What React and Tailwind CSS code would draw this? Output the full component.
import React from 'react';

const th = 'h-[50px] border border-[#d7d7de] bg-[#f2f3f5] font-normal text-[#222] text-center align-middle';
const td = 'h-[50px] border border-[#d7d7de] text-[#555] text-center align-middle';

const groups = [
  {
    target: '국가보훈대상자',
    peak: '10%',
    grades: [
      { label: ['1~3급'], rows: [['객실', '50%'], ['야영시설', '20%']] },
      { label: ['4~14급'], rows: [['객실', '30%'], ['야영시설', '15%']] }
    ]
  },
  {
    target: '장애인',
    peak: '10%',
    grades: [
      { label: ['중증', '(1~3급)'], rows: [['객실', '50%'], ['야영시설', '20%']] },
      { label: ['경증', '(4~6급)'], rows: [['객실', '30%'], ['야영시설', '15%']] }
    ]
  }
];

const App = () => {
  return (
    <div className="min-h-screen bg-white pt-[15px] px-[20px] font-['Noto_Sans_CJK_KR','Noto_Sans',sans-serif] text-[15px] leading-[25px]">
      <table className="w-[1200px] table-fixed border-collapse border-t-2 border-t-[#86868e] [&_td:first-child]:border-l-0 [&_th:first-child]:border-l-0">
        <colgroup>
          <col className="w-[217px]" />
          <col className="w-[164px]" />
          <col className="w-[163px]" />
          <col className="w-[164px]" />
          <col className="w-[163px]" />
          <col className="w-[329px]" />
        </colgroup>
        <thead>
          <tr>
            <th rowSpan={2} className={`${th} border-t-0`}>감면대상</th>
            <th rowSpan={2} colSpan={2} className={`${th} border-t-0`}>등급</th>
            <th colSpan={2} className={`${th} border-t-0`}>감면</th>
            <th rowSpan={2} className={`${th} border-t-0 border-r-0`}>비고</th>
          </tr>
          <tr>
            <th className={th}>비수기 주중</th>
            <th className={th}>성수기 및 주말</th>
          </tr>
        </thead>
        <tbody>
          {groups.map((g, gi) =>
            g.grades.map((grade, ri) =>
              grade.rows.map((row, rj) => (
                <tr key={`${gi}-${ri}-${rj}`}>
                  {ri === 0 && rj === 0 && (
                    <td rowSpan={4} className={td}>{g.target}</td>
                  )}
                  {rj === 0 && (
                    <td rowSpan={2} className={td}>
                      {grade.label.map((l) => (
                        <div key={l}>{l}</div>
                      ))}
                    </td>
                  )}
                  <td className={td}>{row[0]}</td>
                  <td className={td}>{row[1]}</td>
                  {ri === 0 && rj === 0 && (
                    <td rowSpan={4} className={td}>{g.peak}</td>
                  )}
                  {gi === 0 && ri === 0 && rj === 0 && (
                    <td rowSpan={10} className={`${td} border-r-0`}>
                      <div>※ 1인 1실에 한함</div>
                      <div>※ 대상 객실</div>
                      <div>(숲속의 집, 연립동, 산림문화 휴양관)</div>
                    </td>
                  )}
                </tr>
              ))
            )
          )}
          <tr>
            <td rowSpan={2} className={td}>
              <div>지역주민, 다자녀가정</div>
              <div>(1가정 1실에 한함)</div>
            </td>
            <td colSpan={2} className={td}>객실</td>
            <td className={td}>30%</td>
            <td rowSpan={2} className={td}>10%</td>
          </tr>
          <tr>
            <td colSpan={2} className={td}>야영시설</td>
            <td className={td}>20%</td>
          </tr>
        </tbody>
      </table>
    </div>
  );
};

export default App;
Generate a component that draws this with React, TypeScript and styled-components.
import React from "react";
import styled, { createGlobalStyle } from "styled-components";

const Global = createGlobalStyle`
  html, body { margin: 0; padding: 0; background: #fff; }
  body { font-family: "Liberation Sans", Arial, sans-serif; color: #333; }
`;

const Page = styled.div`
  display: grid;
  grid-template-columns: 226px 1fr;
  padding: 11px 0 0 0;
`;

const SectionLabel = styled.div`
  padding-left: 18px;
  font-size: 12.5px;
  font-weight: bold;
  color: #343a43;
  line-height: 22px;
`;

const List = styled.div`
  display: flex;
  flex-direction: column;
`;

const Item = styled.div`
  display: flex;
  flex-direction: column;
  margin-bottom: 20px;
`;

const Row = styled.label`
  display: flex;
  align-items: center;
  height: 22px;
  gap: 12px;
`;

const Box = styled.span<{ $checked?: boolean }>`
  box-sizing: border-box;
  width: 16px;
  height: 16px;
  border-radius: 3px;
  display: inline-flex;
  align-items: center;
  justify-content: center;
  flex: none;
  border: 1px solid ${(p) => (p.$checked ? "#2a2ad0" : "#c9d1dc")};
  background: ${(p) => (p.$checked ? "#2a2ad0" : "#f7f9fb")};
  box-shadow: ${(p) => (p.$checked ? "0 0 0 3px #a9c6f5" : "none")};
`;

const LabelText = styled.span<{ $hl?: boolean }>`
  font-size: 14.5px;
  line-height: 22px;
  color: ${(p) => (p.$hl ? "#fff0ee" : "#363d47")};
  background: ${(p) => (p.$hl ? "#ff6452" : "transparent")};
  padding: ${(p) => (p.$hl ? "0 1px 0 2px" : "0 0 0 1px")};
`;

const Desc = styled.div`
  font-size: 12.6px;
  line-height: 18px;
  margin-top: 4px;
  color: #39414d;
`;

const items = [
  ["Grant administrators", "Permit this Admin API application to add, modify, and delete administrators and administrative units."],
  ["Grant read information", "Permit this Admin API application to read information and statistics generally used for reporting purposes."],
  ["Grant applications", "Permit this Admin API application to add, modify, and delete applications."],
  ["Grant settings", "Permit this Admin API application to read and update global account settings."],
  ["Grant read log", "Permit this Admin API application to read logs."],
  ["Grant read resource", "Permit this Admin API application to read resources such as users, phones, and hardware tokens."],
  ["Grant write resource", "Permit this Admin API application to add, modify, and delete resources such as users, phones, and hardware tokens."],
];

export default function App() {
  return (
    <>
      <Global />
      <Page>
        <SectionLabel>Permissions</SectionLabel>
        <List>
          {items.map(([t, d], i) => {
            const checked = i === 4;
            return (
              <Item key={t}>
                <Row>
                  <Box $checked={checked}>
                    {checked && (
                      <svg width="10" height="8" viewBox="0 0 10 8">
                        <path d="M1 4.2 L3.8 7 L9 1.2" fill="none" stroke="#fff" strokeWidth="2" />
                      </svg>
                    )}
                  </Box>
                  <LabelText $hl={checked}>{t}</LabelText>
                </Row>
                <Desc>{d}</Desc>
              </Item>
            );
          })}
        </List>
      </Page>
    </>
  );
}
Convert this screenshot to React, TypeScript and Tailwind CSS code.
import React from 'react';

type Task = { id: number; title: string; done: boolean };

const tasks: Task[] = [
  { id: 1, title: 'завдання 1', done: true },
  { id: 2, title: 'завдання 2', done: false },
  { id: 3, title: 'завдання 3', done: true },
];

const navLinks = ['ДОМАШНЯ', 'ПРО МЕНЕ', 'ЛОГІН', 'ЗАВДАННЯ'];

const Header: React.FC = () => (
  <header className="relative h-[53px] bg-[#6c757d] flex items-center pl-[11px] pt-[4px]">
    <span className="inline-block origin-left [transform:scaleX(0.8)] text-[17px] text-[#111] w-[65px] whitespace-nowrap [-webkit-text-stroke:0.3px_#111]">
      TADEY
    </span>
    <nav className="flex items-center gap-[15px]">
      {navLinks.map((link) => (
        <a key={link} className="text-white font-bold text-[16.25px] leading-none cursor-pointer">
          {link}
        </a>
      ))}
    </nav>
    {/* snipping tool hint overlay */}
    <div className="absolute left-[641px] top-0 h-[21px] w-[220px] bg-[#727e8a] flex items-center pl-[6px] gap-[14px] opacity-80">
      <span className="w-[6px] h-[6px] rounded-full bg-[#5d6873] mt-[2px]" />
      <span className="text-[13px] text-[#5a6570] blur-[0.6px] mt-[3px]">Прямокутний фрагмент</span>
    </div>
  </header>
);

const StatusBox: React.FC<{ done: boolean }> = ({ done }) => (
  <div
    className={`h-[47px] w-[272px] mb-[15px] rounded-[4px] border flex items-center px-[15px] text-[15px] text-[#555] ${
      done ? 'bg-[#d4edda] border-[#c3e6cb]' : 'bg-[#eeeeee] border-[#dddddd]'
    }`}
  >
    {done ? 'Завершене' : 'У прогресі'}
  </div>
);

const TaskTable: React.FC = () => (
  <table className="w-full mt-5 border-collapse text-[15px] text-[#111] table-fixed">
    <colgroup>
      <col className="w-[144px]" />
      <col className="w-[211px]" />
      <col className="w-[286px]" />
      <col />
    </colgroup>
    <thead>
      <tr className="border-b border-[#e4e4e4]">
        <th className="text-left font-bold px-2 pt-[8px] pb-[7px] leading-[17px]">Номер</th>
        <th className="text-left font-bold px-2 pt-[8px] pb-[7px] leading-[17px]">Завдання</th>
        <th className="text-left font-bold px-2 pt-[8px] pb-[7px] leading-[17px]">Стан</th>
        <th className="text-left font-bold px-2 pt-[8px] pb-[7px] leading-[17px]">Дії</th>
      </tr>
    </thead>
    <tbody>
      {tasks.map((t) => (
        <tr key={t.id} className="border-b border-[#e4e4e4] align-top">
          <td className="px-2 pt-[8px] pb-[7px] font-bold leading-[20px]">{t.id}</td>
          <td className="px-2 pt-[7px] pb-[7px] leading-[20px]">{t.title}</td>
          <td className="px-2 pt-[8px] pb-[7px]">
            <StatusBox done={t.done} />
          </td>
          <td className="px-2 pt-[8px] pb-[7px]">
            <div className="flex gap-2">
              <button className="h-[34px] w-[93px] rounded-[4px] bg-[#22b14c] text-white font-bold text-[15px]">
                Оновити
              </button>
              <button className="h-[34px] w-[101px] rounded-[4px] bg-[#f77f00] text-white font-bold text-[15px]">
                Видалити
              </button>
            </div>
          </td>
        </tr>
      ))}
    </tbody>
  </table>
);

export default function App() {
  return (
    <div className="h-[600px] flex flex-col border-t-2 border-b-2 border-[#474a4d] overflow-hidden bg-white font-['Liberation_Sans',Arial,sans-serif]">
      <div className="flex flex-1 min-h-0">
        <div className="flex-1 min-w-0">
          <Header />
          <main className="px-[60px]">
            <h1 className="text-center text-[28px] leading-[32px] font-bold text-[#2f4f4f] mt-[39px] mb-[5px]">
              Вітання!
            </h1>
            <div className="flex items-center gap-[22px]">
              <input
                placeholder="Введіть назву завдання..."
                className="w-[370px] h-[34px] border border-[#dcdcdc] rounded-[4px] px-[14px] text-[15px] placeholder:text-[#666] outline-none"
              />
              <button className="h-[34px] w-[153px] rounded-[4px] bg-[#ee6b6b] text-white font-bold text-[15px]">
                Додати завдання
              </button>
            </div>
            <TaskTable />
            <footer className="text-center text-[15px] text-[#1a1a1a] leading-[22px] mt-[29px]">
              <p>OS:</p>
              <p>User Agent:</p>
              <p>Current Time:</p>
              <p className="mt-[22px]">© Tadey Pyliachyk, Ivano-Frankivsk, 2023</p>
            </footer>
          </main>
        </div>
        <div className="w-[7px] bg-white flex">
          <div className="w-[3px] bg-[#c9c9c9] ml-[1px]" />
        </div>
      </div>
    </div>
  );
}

• **PROBLEM TO WORK ON**
Quote the listing above, but only from the line that shows "Convert this screenshot" through the line that shows "const navLinks = ['ДОМАШНЯ', 'ПРО".

• **THE COMPLETED TASK**
Convert this screenshot to React, TypeScript and Tailwind CSS code.
import React from 'react';

type Task = { id: number; title: string; done: boolean };

const tasks: Task[] = [
  { id: 1, title: 'завдання 1', done: true },
  { id: 2, title: 'завдання 2', done: false },
  { id: 3, title: 'завдання 3', done: true },
];

const navLinks = ['ДОМАШНЯ', 'ПРО МЕНЕ', 'ЛОГІН', 'ЗАВДАННЯ'];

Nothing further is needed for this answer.